Work through engineering concerns #31

Closed TeaganKing closed 4 months ago

TeaganKing commented 7 months ago

In the bare-bones deployment, we need to be cognizant of engineering concerns, such as the following:

rmshkv commented 6 months ago

To elaborate on considerations for computational resource allocation:

rmshkv commented 6 months ago

And some more thoughts on environments:

Currently, notebooks are by default run in the environment specified bydefault_kernel_name under computation_config in config.yml. Each individual notebook can also specify its own environment, under the key kernel_name in its entry under compute_notebooks. These environments must already be installed on the user's machine for this to work (this is checked before the notebooks are run).

An idea that was floated at one point was having the notebooks run in the active environment by default (see https://github.com/rmshkv/nbscuid/issues/24).
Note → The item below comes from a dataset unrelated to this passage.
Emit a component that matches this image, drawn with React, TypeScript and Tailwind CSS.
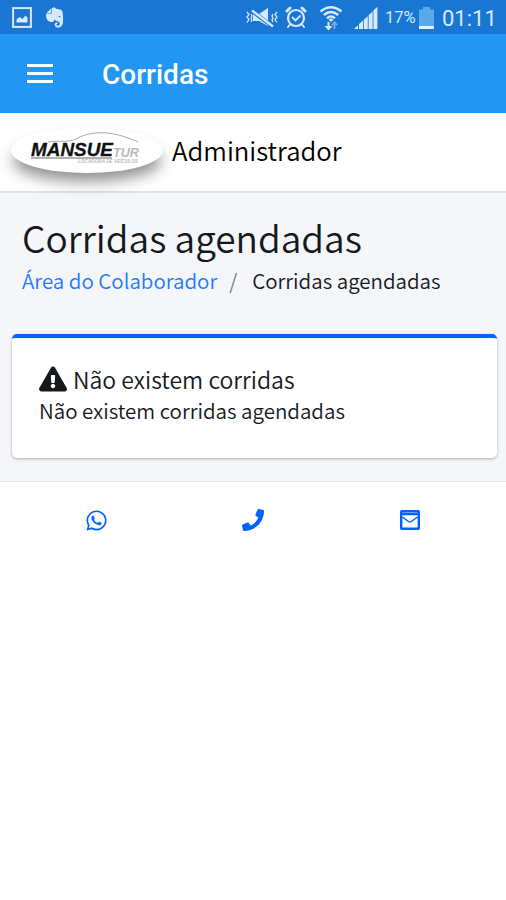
import React from 'react';
import { FaEvernote, FaExclamationTriangle, FaPhone, FaWhatsapp } from 'react-icons/fa';

const PictureIcon = () => (
  <svg width="20" height="21" viewBox="0 0 20 21" fill="none">
    <rect x="1.1" y="1.1" width="17.8" height="18.8" stroke="currentColor" strokeWidth="2" />
    <path d="M4.500 15.500v-3l3-2.500 3 2 3-3.500 2 2v5z" fill="currentColor" />
  </svg>
);

const MutedIcon = () => (
  <svg width="34" height="22" viewBox="0 0 34 22" fill="none" stroke="currentColor">
    <path d="M8 7h6l9-6v18l-9-5H8z" fill="currentColor" stroke="none" />
    <path d="M7 4l20 15" stroke="#1976d2" strokeWidth="4" />
    <path d="M7 3.500l21 16" strokeWidth="2.400" />
    <path d="M2 5l2 2.500-2 2.500 2 2.500-2 3M6 7l1 2-1 2 1 2-1 2M32 5l-2 2.500 2 2.500-2 2.500 2 3M28 7l-1 2 1 2-1 2 1 2" strokeWidth="1.300" />
  </svg>
);

const AlarmIcon = () => (
  <svg width="22" height="23" viewBox="0 0 22 23" fill="none" stroke="currentColor" strokeLinecap="round">
    <circle cx="11" cy="12" r="8" strokeWidth="2.200" />
    <path d="M2 5l3-3M20 5l-3-3" strokeWidth="3" />
    <path d="M5 18.500l-2 2.500M17 18.500l2 2.500" strokeWidth="2" />
    <path d="M7.500 11.500l3 3 4.500-4.500" strokeWidth="1.800" />
  </svg>
);

const WifiIcon = () => (
  <svg width="24" height="26" viewBox="0 0 24 26" fill="none" stroke="currentColor">
    <path d="M1.500 6.500Q12-2 22.500 6.500M4.800 10Q12 4 19.200 10M8 13.200q4-3.300 8 0" strokeWidth="2.400" />
    <path d="M12 17l-2.500-2.500q2.500-1.800 5 0z" fill="currentColor" stroke="none" />
    <path d="M9.500 17v5" strokeWidth="2" />
    <path d="M5.500 21h8l-4 4.500z" fill="currentColor" stroke="none" />
    <path d="M15.500 24v-5M13 20l2.500-2.800L18 20" strokeWidth="1.500" opacity=".55" />
  </svg>
);

const SignalIcon = () => (
  <svg width="24" height="23" viewBox="0 0 24 23" fill="currentColor">
    <path d="M0 23l4-3.800V23zM5 18l4-3.500V23H5zM9.800 13.700l4-3.500V23h-4zM14.600 9.200l4-3.600V23h-4zM19.400 4.500L23.400 .800V23h-4z" />
  </svg>
);

const BatteryIcon = () => (
  <svg width="15" height="22" viewBox="0 0 15 22">
    <path d="M4 0h7v2.500h4V22H0V2.500h4z" fill="#5aa9ea" />
    <path d="M0 19h15v3H0z" fill="#e3f0ff" />
  </svg>
);

const EnvelopeSquareIcon = () => (
  <svg width="20" height="20" viewBox="0 0 20 20" fill="none" stroke="currentColor">
    <rect x="1.200" y="1.200" width="17.600" height="17.600" rx=".5" strokeWidth="2.400" />
    <path d="M2 4h16" strokeWidth="2.500" />
    <path d="M2.500 7l6 4.500q1.500 1 3 0l6-4.500" strokeWidth="1.500" />
  </svg>
);

const Logo = () => (
  <div className="h-[45px] w-[152px] rounded-[50%] bg-white shadow-[0_10px_15px_-2px_rgba(0,0,0,0.45)]">
    <svg width="152" height="45" viewBox="0 0 152 45" fontFamily="'Liberation Sans', sans-serif" fontStyle="italic">
      <path d="M37 14C48 12 57 15 65 11C78 3 98 3 114 9Q121 11 127 14" fill="none" stroke="#aaa" />
      <path d="M20 30h81" stroke="#999" strokeWidth="1.500" />
      <text x="20" y="28" fontSize="18" fontWeight="bold" fill="#111" stroke="#111" strokeWidth=".3" textLength="82" lengthAdjust="spacingAndGlyphs">MANSUE</text>
      <text x="102" y="29" fontSize="13.500" fontWeight="bold" fill="#bbb" textLength="26" lengthAdjust="spacingAndGlyphs">TUR</text>
      <text x="67" y="35" fontSize="4.500" fontWeight="bold" fill="#bbb" textLength="60" lengthAdjust="spacingAndGlyphs">LOCADORA DE VEÍCULOS</text>
    </svg>
  </div>
);

const StatusBar = () => (
  <div className="flex h-[34px] items-center bg-[#1976d2] font-[Roboto,sans-serif] text-[#d6e9ff]">
    <div className="ml-3 flex items-center gap-[11px]">
      <PictureIcon />
      <FaEvernote size={23} />
    </div>
    <div className="ml-auto mr-[11px] flex items-center pt-px">
      <MutedIcon />
      <span className="ml-[6px]"><AlarmIcon /></span>
      <span className="ml-[12px]"><WifiIcon /></span>
      <span className="ml-[11px]"><SignalIcon /></span>
      <span className="ml-[7px] w-[30px] whitespace-nowrap pt-[2px] text-[16.5px] font-normal">17%</span>
      <span className="ml-[4px]"><BatteryIcon /></span>
      <span className="ml-[8px] w-[53px] whitespace-nowrap pt-[2px] text-[22px] font-normal">01:11</span>
    </div>
  </div>
);

const App: React.FC = () => {
  return (
    <div className="min-h-[900px] overflow-hidden bg-white font-['Noto_Sans_CJK_SC',sans-serif] font-[350] text-[#16191c]">
      <StatusBar />

      {/* App bar */}
      <div className="flex h-[79px] items-center bg-[#2196f3] font-[Roboto,sans-serif] text-white">
        <div className="ml-[27px] flex w-[26px] flex-col gap-[5px]">
          <span className="h-[3px] bg-white" />
          <span className="h-[3px] bg-white" />
          <span className="h-[3px] bg-white" />
        </div>
        <h1 className="ml-[49px] pt-[3px] text-[28px] font-medium">Corridas</h1>
      </div>

      {/* Brand */}
      <header className="flex h-[80px] items-start border-b-2 border-[#dee2e6] pl-[11px] pt-[15px]">
        <Logo />
        <span className="ml-[9px] mt-[4px] text-[25.7px] leading-[36px] text-black">Administrador</span>
      </header>

      {/* Content */}
      <main className="h-[289px] border-b border-[#e6e9ed] bg-[#f4f6f9] pl-[12px] pr-[9px] pt-[18px]">
        <h2 className="ml-[10px] text-[37px] leading-[52px]">Corridas agendadas</h2>
        <nav className="ml-[10px] flex pt-px text-[20.5px] leading-[32px]">
          <a className="text-[#2479ff]">Área do Colaborador</a>
          <span className="ml-[12px] text-[#6c757d]">/</span>
          <span className="ml-[15px]">Corridas agendadas</span>
        </nav>
        <section className="mt-[38px] h-[124px] rounded-[5px] border-t-4 border-[#0062ff] bg-white px-[27px] pt-[25px] shadow-[0_1px_3px_rgba(0,0,0,0.3)]">
          <div className="flex items-center gap-[6px] text-[23px] leading-[32px]">
            <FaExclamationTriangle size={28} />
            <span>Não existem corridas</span>
          </div>
          <p className="text-[20.5px] leading-[30px]">Não existem corridas agendadas</p>
        </section>
      </main>

      {/* Contact links */}
      <footer className="grid grid-cols-3 px-[18px] pt-[26px] text-[#0062ff]">
        <a className="flex h-6 items-center justify-center"><FaWhatsapp size={23} /></a>
        <a className="flex h-6 items-center justify-center"><FaPhone size={22} /></a>
        <a className="flex h-6 items-center justify-center"><EnvelopeSquareIcon /></a>
      </footer>
    </div>
  );
};

export default App;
Another consideration is which environment nbscuid (or whatever we end up calling the main run engine) is installed in vs. which environment the notebooks need to run in. I've been keeping these separate, but in the future it would probably be best to have one common environment that contains all the necessary analysis packages as well as nbscuid to minimize setup steps and confusion.

mnlevy1981 commented 5 months ago

For parallelization, I think it would be useful to require users to request all compute resources ahead of time rather than having each notebook add additional jobs to the queue. To achieve that, we probably want to use LocalCluster objects inside every notebook (and specify in config.yml how big the local cluster should be). So the workflow on the NCAR machine would be "request N cores on casper to run cupid-run, and then have the notebooks use some of those cores as dask workers."

It might be the case that the maximum size for the local cluster is N-2 when submitting a job on N cores; in dask-mpi, one core is reserved to actually run the python code, a second one is reserved for the dask task manager, and then the rest of the cores can be workers. I suspect we will have to look at timing numbers and play with the configuration some if we go this route.

mnlevy1981 commented 4 months ago

We've been providing yaml files in environments/ for a while now, and #61 introduced LocalCluster into a couple of notebooks (we also settled on the serial ploomber executor for now)